Isle of Man (War Legislation) Act 1939
- Parliament of the United Kingdom
- Long title: An Act to enable His Majesty by Order in Council to extend to the Isle of Man acts passed for purposes connected with the defence of the Realm.
- Citation: 2 & 3 Geo. 6. c. 86
- Territorial extent: United Kingdom

Dates
- Royal assent: 3 September 1939
- Commencement: 3 September 1939
- Expired: By order in council
- Repealed: 18 July 1973

Other legislation
- Repealed by: Statute Law (Repeals) Act 1973

Status: Repealed

Text of statute as originally enacted

= Isle of Man (War Legislation) Act 1939 =

Act of the Parliament of the United Kingdom

The Isle of Man (War Legislation) Act 1939 (2 & 3 Geo. 6. c. 86) was an act of the Parliament of the United Kingdom that permitted any part of UK legislation related to defence to be extended to the Isle of Man directly by Order in Council, bypassing Tynwald.
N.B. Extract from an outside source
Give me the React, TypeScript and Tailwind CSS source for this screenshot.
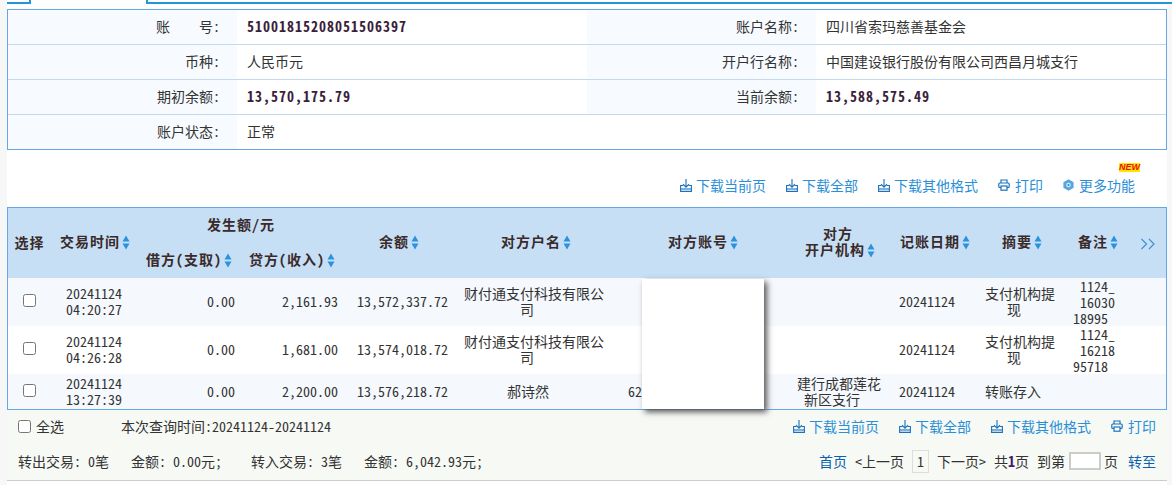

A similar act, the Isle of Man (War Legislation) Act 1914 (4 & 5 Geo. 5. c. 62), had been in force for the duration of the First World War.

== Subsequent developments ==
The whole act was repealed by section 1(1) of, and part VII of schedule 1 to, the Statute Law (Repeals) Act 1973, which came into force on 18 July 1973.